Inspirées par le constructivisme, ces géographes montrent que les échelles sont co-produites et interdépendantes : l’échelle de l’espace domestique, par exemple, s’articule à des ensembles plus vastes, tels que le monde ou les grands ensembles géopolitiques. On peut partir de l’exemple de l’exil ukrainien qui a suivi l’attaque perpétrée par la Russie le 24 février 2022, et qui a bouleversé la vie intime et familiale de millions de personnes. Les 6 millions de personnes en exil en Europe, majoritairement des femmes souvent accompagnées d’enfants, ont dû tout à la fois chercher un nouveau foyer et maintenir des liens familiaux à distance, notamment par le biais des technologies numériques. Ainsi, les nouveaux modes de cohabitation induits par l’exil reconfigurent l’intime, qui prend au même moment une dimension transnationale.
La notion de global intimate remet au cœur de l’analyse les dimensions matérielles, émotionnelles et relationnelles de l’expérience migratoire. Il s’agit de montrer comment des processus souvent décrits et appréhendés à de vastes échelles ont également des effets concrets, palpables et observables sur les vies quotidiennes, et plus particulièrement, sur l’intimité des personnes en migration et des personnes qui les côtoient. C’est par exemple le cas du développement des réseaux transnationaux et des diasporas, de l’évolution à la fois répressive et humanitaire des politiques migratoires, de la division internationale du travail, ou encore de la digitalisation des sociétés.

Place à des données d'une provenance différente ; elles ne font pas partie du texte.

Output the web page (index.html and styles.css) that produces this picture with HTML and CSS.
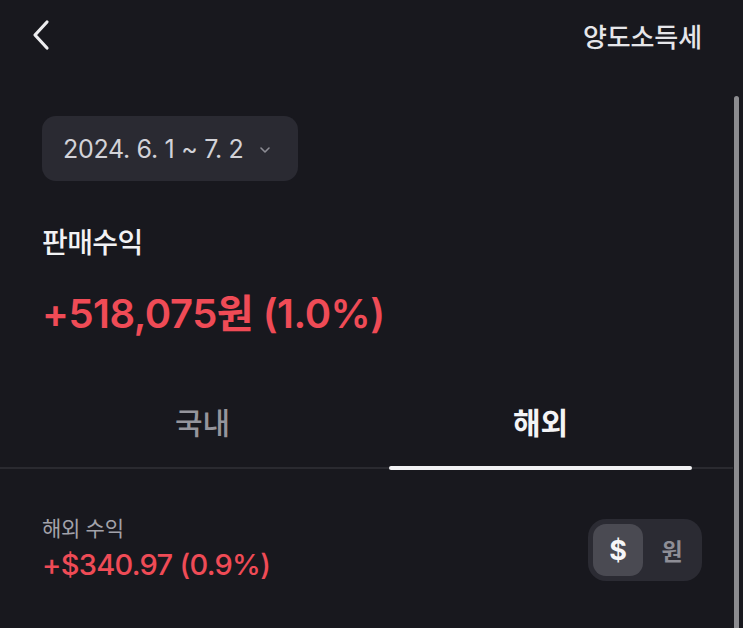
FILE: index.html
```html
<!DOCTYPE html>
<html lang="ko">
<head>
<meta charset="utf-8">
<link rel="stylesheet" href="styles.css">
</head>
<body>
<div class="screen">
  <header class="topbar">
    <svg class="back" width="18" height="32" viewBox="0 0 18 32"><path d="M15 3 L3 16 L15 29" fill="none" stroke="#ececef" stroke-width="3.2" stroke-linecap="round" stroke-linejoin="round"/></svg>
    <span class="title">양도소득세</span>
  </header>
  <main class="content">
    <div class="date-pill">
      <span class="date-text">2024. 6. 1 ~ 7. 2</span>
      <svg class="chev" width="12" height="8" viewBox="0 0 12 8"><path d="M2 2 L6 6 L10 2" fill="none" stroke="#8c8c94" stroke-width="1.6" stroke-linecap="round" stroke-linejoin="round"/></svg>
    </div>
    <div class="label">판매수익</div>
    <div class="amount">+518,075원 (1.0%)</div>
  </main>
  <nav class="tabs">
    <div class="tab">국내</div>
    <div class="tab active">해외</div>
  </nav>
  <section class="overseas">
    <div class="ov-left">
      <div class="ov-label">해외 수익</div>
      <div class="ov-amount">+$340.97 (0.9%)</div>
    </div>
    <div class="toggle">
      <span class="opt selected">$</span>
      <span class="opt">원</span>
    </div>
  </section>
  <div class="scrollbar"></div>
</div>
</body>
</html>
```
FILE: styles.css
```css
* { box-sizing: border-box; }
html, body { margin: 0; padding: 0; }
body {
  background: #18181e;
  font-family: "Inter", "Noto Sans CJK KR", sans-serif;
  color: #ececef;
  width: 743px;
  height: 628px;
  overflow: hidden;
}
.screen { position: relative; width: 743px; height: 628px; }
.topbar {
  display: flex;
  justify-content: space-between;
  align-items: center;
  height: 72px;
  padding: 0 41px 0 32px;
}
.back { display: block; margin-top: -2px; }
.title {
  font-family: "Noto Sans CJK KR", sans-serif;
  font-size: 26px;
  font-weight: 500;
  color: #e6e6ea;
  letter-spacing: -0.1px;
  margin-top: -1px;
}
.content { padding: 44px 0 0 42px; }
.date-pill {
  display: inline-flex;
  align-items: center;
  gap: 16px;
  height: 65px;
  padding: 0 27px 0 21px;
  background: #2a2a32;
  border-radius: 14px;
}
.date-text {
  font-size: 25px;
  color: #d2d2d8;
  letter-spacing: -0.3px;
}
.chev { margin-top: 2px; }
.label {
  font-family: "Noto Sans CJK KR", sans-serif;
  margin-top: 42px;
  font-size: 28px;
  font-weight: 500;
  color: #f2f2f4;
  line-height: 36px;
  letter-spacing: -0.6px;
}
.amount {
  margin-top: 31px;
  font-size: 40px;
  font-weight: 600;
  color: #ef4b56;
  line-height: 48px;
  letter-spacing: -0.5px;
}
.tabs {
  display: grid;
  grid-template-columns: 1fr 1fr;
  column-gap: 35px;
  padding: 0 41px 0 51px;
  margin: 59px 10px 0 0;
  border-bottom: 2px solid #2a2a30;
}
.tab {
  font-family: "Noto Sans CJK KR", sans-serif;
  text-align: center;
  font-size: 30px;
  font-weight: 500;
  color: #95959c;
  height: 70px;
  padding-top: 6px;
  line-height: 36px;
  position: relative;
}
.tab.active { color: #f4f4f6; font-weight: 700; }
.tab.active::after {
  content: "";
  position: absolute;
  left: 0; right: 0;
  bottom: -3px;
  height: 4px;
  border-radius: 2px;
  background: #f2f2f4;
}
.overseas {
  display: flex;
  justify-content: space-between;
  align-items: center;
  padding: 44px 41px 0 42px;
}
.ov-label {
  font-family: "Noto Sans CJK KR", sans-serif;
  font-size: 21px;
  color: #a2a2aa;
  line-height: 28px;
  letter-spacing: -0.3px;
}
.ov-amount {
  margin-top: 6px;
  font-size: 29px;
  font-weight: 500;
  color: #ef4b56;
  line-height: 36px;
  letter-spacing: -0.7px;
}
.toggle {
  display: flex;
  align-items: center;
  gap: 4px;
  width: 114px;
  height: 62px;
  padding: 5px;
  background: #2b2b33;
  border-radius: 18px;
  margin-top: 4px;
}
.opt {
  font-family: "Noto Sans CJK KR", sans-serif;
  width: 51px;
  height: 52px;
  display: flex;
  align-items: center;
  justify-content: center;
  font-size: 23px;
  font-weight: 600;
  color: #8e8e96;
  border-radius: 13px;
}
.opt.selected {
  background: #4a4a52;
  color: #f6f6f8;
  font-family: "Inter", sans-serif;
  font-size: 27px;
  font-weight: 700;
}
.scrollbar {
  position: absolute;
  left: 734px;
  top: 96px;
  width: 5px;
  height: 540px;
  border-radius: 3px;
  background: #8c8c90;
}
```
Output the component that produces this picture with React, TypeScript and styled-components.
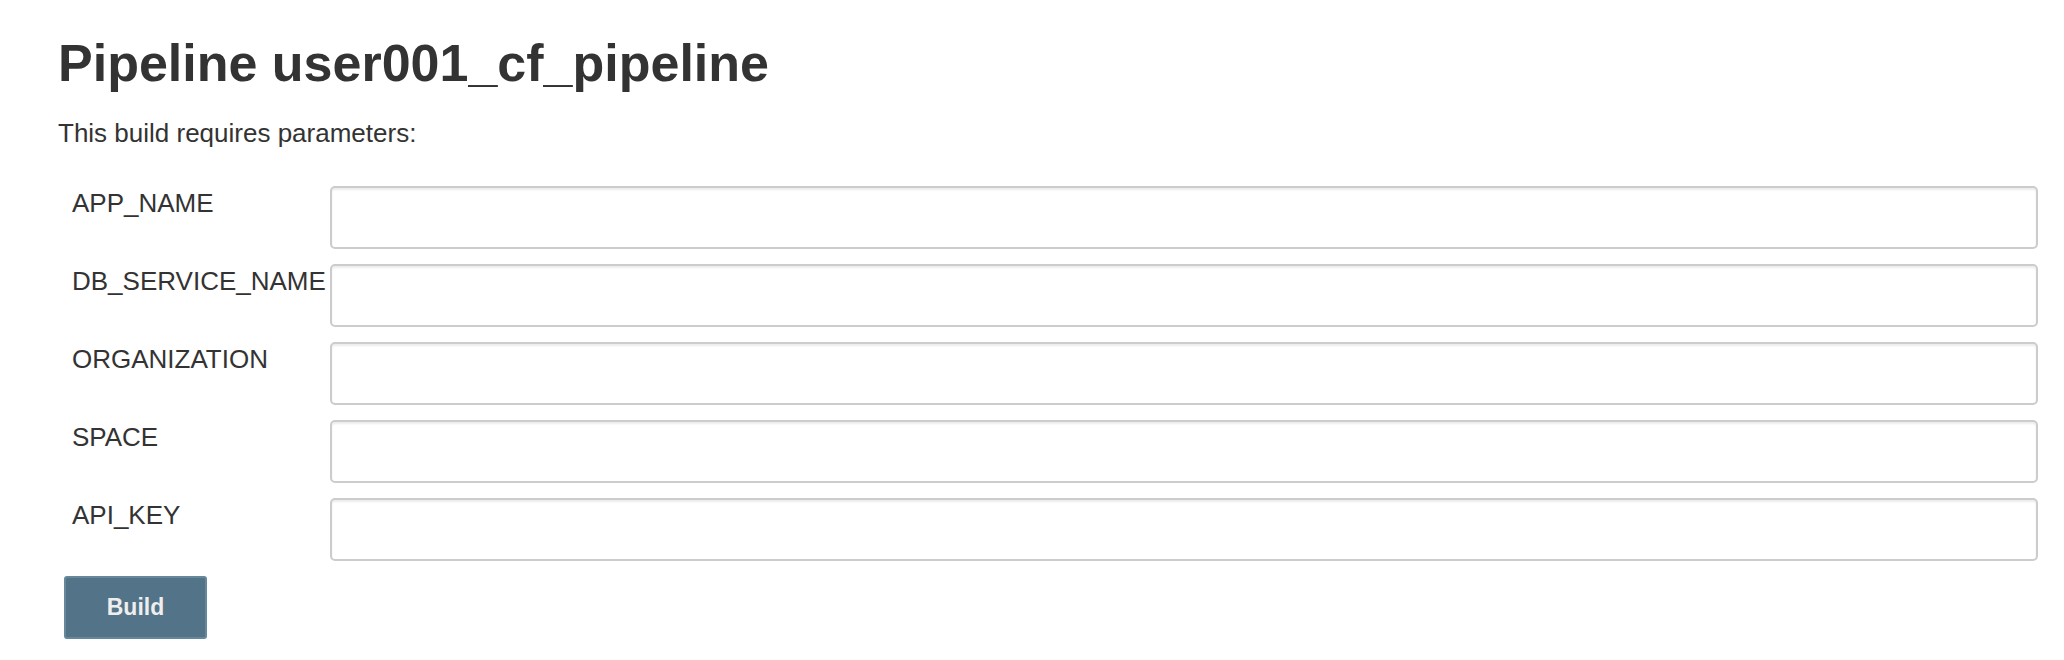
import React from "react";
import styled, { createGlobalStyle } from "styled-components";

const GlobalStyle = createGlobalStyle`
  html, body {
    margin: 0;
    padding: 0;
    background: #ffffff;
  }
  body {
    font-family: "Liberation Sans", Arial, Helvetica, sans-serif;
    color: #333333;
  }
`;

const Page = styled.main`
  box-sizing: border-box;
  width: 2064px;
  padding: 33px 26px 0 58px;
`;

const Title = styled.h1`
  margin: 0 0 25px;
  font-size: 52px;
  line-height: 60px;
  font-weight: 700;
  color: #333333;
`;

const Intro = styled.p`
  margin: 0 0 38px;
  font-size: 26px;
  line-height: 30px;
  color: #333333;
`;

const ParamGrid = styled.div`
  display: grid;
  grid-template-columns: 272px 1fr;
  row-gap: 15px;
`;

const ParamName = styled.label`
  padding: 2px 0 0 14px;
  font-size: 26px;
  line-height: 30px;
  white-space: nowrap;
  color: #333333;
`;

const ParamInput = styled.input`
  box-sizing: border-box;
  width: 100%;
  height: 63px;
  margin: 0;
  padding: 0 12px;
  border: 2px solid #cccccc;
  border-radius: 5px;
  background: #ffffff;
  box-shadow: inset 0 2px 2px rgba(0, 0, 0, 0.075);
  font-family: "Liberation Sans", Arial, sans-serif;
  font-size: 26px;
  outline: none;
`;

const Actions = styled.div`
  display: flex;
  padding: 15px 0 0 6px;
`;

const BuildButton = styled.button`
  box-sizing: border-box;
  width: 143px;
  height: 63px;
  padding: 0;
  border: 2px solid #67879b;
  border-radius: 3px;
  background: #537388;
  color: #eeeeee;
  font-family: "Liberation Sans", Arial, sans-serif;
  font-size: 23px;
  font-weight: 700;
  cursor: pointer;
`;

const params = ["APP_NAME", "DB_SERVICE_NAME", "ORGANIZATION", "SPACE", "API_KEY"];

export default function App() {
  return (
    <>
      <GlobalStyle />
      <Page>
        <Title>Pipeline user001_cf_pipeline</Title>
        <Intro>This build requires parameters:</Intro>
        <ParamGrid>
          {params.map((p) => (
            <React.Fragment key={p}>
              <ParamName htmlFor={p}>{p}</ParamName>
              <ParamInput id={p} name={p} type="text" />
            </React.Fragment>
          ))}
        </ParamGrid>
        <Actions>
          <BuildButton type="button">Build</BuildButton>
        </Actions>
      </Page>
    </>
  );
}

Le global intimate, un révélateur des asymétries de pouvoir à échelle mondiale
Partir du local et de l’intime permet de livrer un récit autre de la mondialisation. Il est question, par exemple, des corps des travailleuses migrantes (manœuvres agricoles, travailleuses domestiques, ouvrières des maquiladoras[1]Usines d’assemblage situées le long de la frontière nord du Mexique et attirant une main d’œuvre féminine immigrée importante.), qui sont l’objet d’une surveillance constante de la part de l’État et de leurs employeurs. Une surveillance qui ne vise pas que leur travail productif, mais aussi reproductif afin d’éviter notamment tout risque de grossesse. Ce contrôle des corps participe d’une gouvernance genrée et raciale du travail migrant à échelle mondiale.

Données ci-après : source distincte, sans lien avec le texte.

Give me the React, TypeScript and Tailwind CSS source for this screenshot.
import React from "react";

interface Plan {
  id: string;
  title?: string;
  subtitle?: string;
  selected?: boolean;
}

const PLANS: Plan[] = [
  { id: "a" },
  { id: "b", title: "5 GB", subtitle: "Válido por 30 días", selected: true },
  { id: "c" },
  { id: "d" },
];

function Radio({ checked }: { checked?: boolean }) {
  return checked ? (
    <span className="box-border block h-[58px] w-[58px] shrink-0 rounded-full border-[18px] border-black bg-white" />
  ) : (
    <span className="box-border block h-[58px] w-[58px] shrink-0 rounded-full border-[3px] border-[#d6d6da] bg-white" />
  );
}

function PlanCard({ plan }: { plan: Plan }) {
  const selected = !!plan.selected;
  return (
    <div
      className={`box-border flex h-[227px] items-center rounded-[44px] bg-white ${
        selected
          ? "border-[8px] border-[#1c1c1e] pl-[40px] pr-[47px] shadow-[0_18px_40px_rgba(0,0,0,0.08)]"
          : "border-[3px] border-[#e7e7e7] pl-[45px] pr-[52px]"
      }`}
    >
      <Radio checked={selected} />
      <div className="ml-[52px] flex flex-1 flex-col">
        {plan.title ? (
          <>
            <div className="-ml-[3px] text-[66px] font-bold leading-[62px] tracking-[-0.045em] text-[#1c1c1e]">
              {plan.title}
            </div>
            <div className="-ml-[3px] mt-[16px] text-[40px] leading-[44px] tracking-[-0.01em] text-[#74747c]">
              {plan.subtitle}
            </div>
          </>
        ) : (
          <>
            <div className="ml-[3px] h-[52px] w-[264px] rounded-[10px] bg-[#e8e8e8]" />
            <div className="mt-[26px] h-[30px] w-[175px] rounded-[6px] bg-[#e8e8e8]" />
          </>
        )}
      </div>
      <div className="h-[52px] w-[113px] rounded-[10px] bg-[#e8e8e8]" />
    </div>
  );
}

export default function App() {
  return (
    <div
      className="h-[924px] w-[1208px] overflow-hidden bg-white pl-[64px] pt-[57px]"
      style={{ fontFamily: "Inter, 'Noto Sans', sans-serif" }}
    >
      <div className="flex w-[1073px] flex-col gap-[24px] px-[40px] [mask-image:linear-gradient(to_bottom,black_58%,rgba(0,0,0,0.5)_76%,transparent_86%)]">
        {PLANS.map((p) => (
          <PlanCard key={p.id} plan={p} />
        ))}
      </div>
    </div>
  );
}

Les travaux sur le global intimate s’inspirent également des approches postcoloniales pour montrer combien les rapports de pouvoir puisent dans des relations historiques de domination et contribuent à la perpétuation des inégalités entre le Nord et le Sud Global. C’est le cas des recherches sur les masculinités privilégiées. Une enquête récente décrit ainsi les migrations d’hommes allemands ayant choisi de prendre leur retraite en Thaïlande : à l’articulation du tourisme sexuel, de la lifestyle migration et de la migration de mariage, elle montre combien ces différentes catégories de la migration ont pour point de croisement la question de l’intime.
« En réalité, les technologies sont depuis longtemps centrales dans la construction d’intimités à distance : si elles prenaient autrefois la forme d’échanges épistolaires, elles sont aujourd’hui médiées par les smartphones »
Camille Schmoll, géographe
Intimités et vies numériques
En parallèle, les recherches sur les travailleuses domestiques live-in (résidant chez l’employeur) s’emparent de la catégorie de global intimate pour montrer comment le contrôle – voire la privation – d’espace privé devient un outil de surveillance, voire d’agression de la part des membres de la famille qui emploient ces travailleuses. D’autres travaux explorent la reconquête d’espaces d’autonomie par les femmes, qui passe également par l’intime : Amrita Pande développe ainsi l’exemple des travailleuses domestiques asiatiques qui, au Liban, font usage des cybercafés situés dans les mall pour faire des rencontres amoureuses. Elle désigne ces lieux publics comme des « contre-spatialités », qui permettent aux femmes de développer les relations dont elles sont privées par ailleurs.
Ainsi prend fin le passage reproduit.